Nevertheless, replacing him will be a herculean task. During the last 22 years, under Selig's leadership, baseball has been reshaped by a breathtakingly long list of accomplishments: labor peace, Interleague Play, Wild Card playoff berths, competitive balance, a generation of new ballparks and one of the great success stories in American business -- Major League Baseball Advanced Media, which has allowed fans to watch games and receive statistics, news coverage and analysis through their laptops, tablets and smartphones.
Selig also retired Jackie Robinson's No. 42 -- the only number retired throughout baseball -- and by setting aside a day to celebrate Robinson's memory once a year, he has helped an entire generation of fans -- and players -- understand both his pain and his importance to the game.
Selig has said that Robinson's breaking of baseball's color line in 1947 represents baseball's finest hour because it was one of the first significant steps in the American civil rights movement.
Dr. Martin Luther King Jr. told Robinson that he forced white Americans to see the world in a way they never had before, and in doing so, helped begin the work that would see passage of sweeping legislation regarding issues of racial fairness.
Selig is also proud of baseball's opening of Urban Youth Academies around the country. In teaching the game to kids who might not otherwise be exposed to it, baseball is committed to making sure every kid at least has the opportunity to play.
Selig could write a book on leadership. His was based on consensus, on lobbying and listening and working relentlessly to get 30 owners with different perspectives to act as one for the good of the sport. One of Selig's legacies will be the 30-0 vote.
As former Astros owner Drayton McLane once said, "I've voted for things I was against because the Commissioner was so persuasive."
"He's done an incredible job in coalescing 30 clubs, all with different views on various matters, having them come together and almost always have 30-0 votes," Cardinals chairman and chief executive officer Bill DeWitt Jr. said.
When Selig took over in 1992, there simply was no way anyone would have believed that the owners and players would ever work together so seamlessly. Without Selig, that transformation might not have happened, and without it, there's simply no way baseball would be as healthy as it is today.
"It's hard to imagine where we are today given where we were when he started his tenure," DeWitt said. "Let me say it's a tough act to follow."
Selig emphatically says the time has come for him to move on, that Jan. 24, 2015, will be his last day on the job. He will have had the second-longest tenure of any Commissioner, second only to that of Kenesaw Mountain Landis, the first Commissioner.

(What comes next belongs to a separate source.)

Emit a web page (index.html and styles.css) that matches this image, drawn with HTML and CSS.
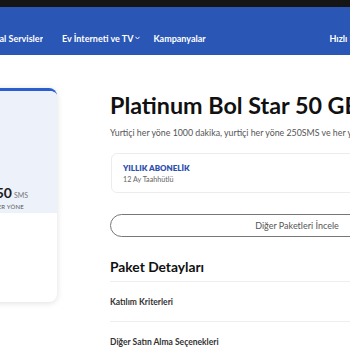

Some of the people who know Selig best doubted he really would leave, thinking that the owners would be able to talk him into staying on the job. On Thursday, there was another indication that he indeed intends to turn the job over to someone else, as he appointed a seven-member succession committee to find the next Commissioner.
DeWitt, one of baseball's most respected and thoughtful men, will serve as chairman of the committee that will recommend Selig's successor to the owners' executive council.
Selig selected seven men who represent a rainbow of clubs, from the large-market Angels (Arte Moreno) to the small-market Twins (Jim Pohlad). White Sox chairman Jerry Reinsdorf, perhaps the most respected and influential owner in the game and a close friend of Selig's, is also on the committee.
DeWitt said the search will be conducted in secrecy, that Selig will have a say and that the leadership of all 30 clubs will have input. The committee was the headline to come out of the quarterly Owners Meetings that wrapped up at MLB headquarters on Thursday.
Even as the game begins preparing for a transition to a new Commissioner, Selig announced that he continues to be pleased with the game's expanded use of instant replay.
Joe Torre and Tony La Russa, two of the architects of the program, reported to the owners that the average time for a replay review is now under two minutes, with several of them taking less than a minute the past couple of weeks.
"It's really been good," Selig said. "Our fans like it. It's making the game better."
Perhaps Selig's most pressing concern is the recent rash of Tommy John elbow surgeries. Selig called the loss of some of the best pitching talent in the game "very sad" and said baseball is attempting to collect information about why so many pitchers have been getting hurt and what can be done about it.
"Let's see if we can find out some answers," he said. "Nobody has them, I'll tell you that, including the doctors and trainers. Everybody you talk to has a different opinion."